Wilson eventually reappears in the title Iron Man, and decides to reform. Hammer, however, traps the character in the suit and threatens to kill him if he reneges on the agreement. Force flees and Hammer sends villains the Beetle, Blacklash, and Blizzard to kill him. Iron Man aids Force in stopping the villains, then lies to the authorities and advises that Wilson was killed in battle to placate Hammer. Wilson is provided with a new identity and employment with Barstow Electronics, a subsidiary of Stark Industries. Analysis of Force's armor reveals that elements of it were actually based on Stark's own designs, Stark bringing in Wilson to quickly ask him where he acquired that technology, thus setting in motion the events of the Armor Wars when he learns that Justin Hammer acquired some of Stark's plans thanks to a raid carried out by Spymaster. Wilson makes another brief appearance in the title Iron Man, impersonating the hero to assist Stark.

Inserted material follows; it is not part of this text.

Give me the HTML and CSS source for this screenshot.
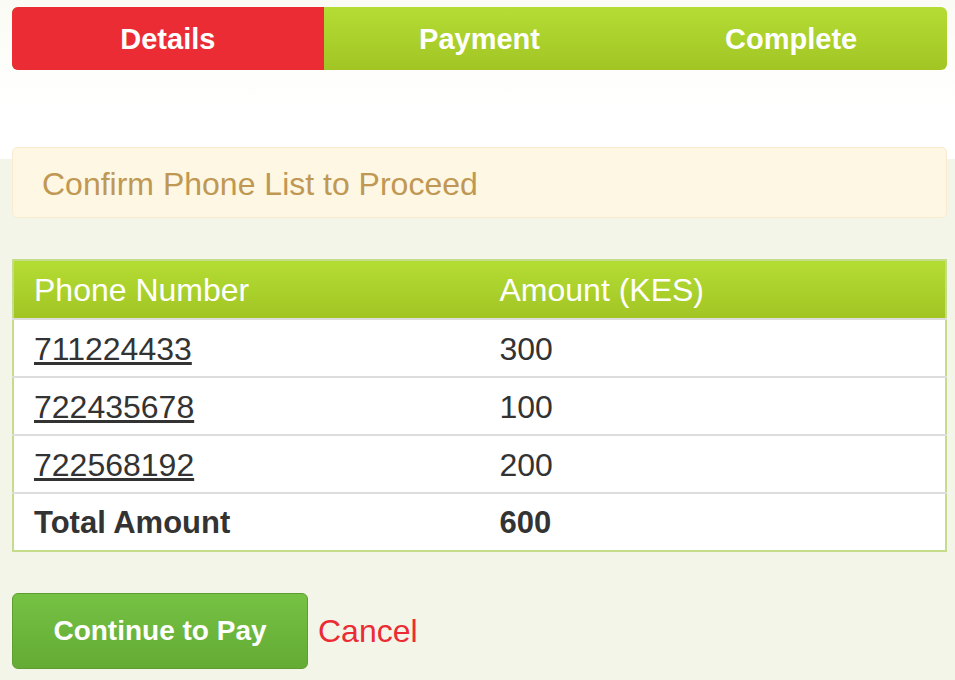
FILE: index.html
```html
<!DOCTYPE html>
<html lang="en">
<head>
    <meta charset="UTF-8">
    <meta name="viewport" content="width=device-width, initial-scale=1.0">
    <title>Confirm Phone List</title>
    <link rel="stylesheet" href="styles.css">
</head>
<body>
    <header class="top">
        <!-- Checkout steps -->
        <ul class="steps">
            <li class="step active">Details</li>
            <li class="step">Payment</li>
            <li class="step">Complete</li>
        </ul>
    </header>

    <div class="container">
        <div class="alert">Confirm Phone List to Proceed</div>

        <table class="phone-list">
            <thead>
                <tr>
                    <th>Phone Number</th>
                    <th>Amount (KES)</th>
                </tr>
            </thead>
            <tbody>
                <tr>
                    <td><a href="#">711224433</a></td>
                    <td>300</td>
                </tr>
                <tr>
                    <td><a href="#">722435678</a></td>
                    <td>100</td>
                </tr>
                <tr>
                    <td><a href="#">722568192</a></td>
                    <td>200</td>
                </tr>
                <tr class="total">
                    <td>Total Amount</td>
                    <td>600</td>
                </tr>
            </tbody>
        </table>

        <div class="actions">
            <button type="button" class="btn-pay">Continue to Pay</button>
            <a href="#" class="cancel">Cancel</a>
        </div>
    </div>
</body>
</html>
```

FILE: styles.css
```css
body {
    font-family: "Liberation Sans", Arial, sans-serif;
    margin: 0;
    padding: 0;
    background-color: #f4f5e9;
    color: #333;
}

.top {
    height: 159px;
    padding: 7px 8px 0 12px;
    box-sizing: border-box;
    background: linear-gradient(to bottom, #fafbf4 0, #ffffff 110px);
}

.steps {
    list-style: none;
    margin: 0;
    padding: 0;
    display: flex;
    height: 63px;
    border-radius: 6px;
    overflow: hidden;
    background: linear-gradient(to bottom, #b4dd34, #a2c524);
}

.step {
    flex: 1;
    display: flex;
    align-items: center;
    justify-content: center;
    color: white;
    font-size: 29px;
    font-weight: bold;
    padding-top: 2px;
}

.step.active {
    background-color: #eb2c35;
}

.container {
    padding: 0 8px 0 12px;
}

.alert {
    margin-top: -12px;
    height: 71px;
    box-sizing: border-box;
    padding: 3px 29px 0;
    display: flex;
    align-items: center;
    background-color: #fdf7e3;
    border: 1px solid #f9ebd0;
    border-radius: 5px;
    color: #c09853;
    font-size: 32px;
}

.phone-list {
    width: 100%;
    margin-top: 41px;
    border-collapse: collapse;
    border: 2px solid #c5dc8a;
    background-color: white;
    font-size: 32px;
    line-height: 1.1;
    table-layout: fixed;
}

.phone-list th {
    height: 55px;
    padding: 2px 20px 0;
    text-align: left;
    font-weight: normal;
    color: white;
    background: linear-gradient(to bottom, #b4dd34, #a2c524);
}

.phone-list td {
    height: 53px;
    padding: 3px 20px 0;
    border-top: 2px solid #dddddd;
}

.phone-list a {
    color: #333;
}

.phone-list .total td {
    font-weight: bold;
    font-size: 31px;
}

.actions {
    display: flex;
    align-items: center;
    gap: 10px;
    margin-top: 41px;
}

.btn-pay {
    width: 296px;
    height: 76px;
    font-family: inherit;
    font-size: 28px;
    font-weight: bold;
    color: white;
    background: linear-gradient(to bottom, #75c244, #64ab34);
    border: 1px solid #5e9e31;
    border-radius: 6px;
    cursor: pointer;
}

.cancel {
    color: #eb2c35;
    font-size: 32px;
    text-decoration: none;
}
```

The character makes another appearance in Iron Man as part of the group the "Iron Legion", subsequently battling the giant robot Ultimo. Force then appears in the third volume of Iron Man, and after being blackmailed travels to the country Iraq to aid Stark once again.

Wilson reappears as Force during the Dark Reign storyline, arresting several villains employed by the criminal the Hood.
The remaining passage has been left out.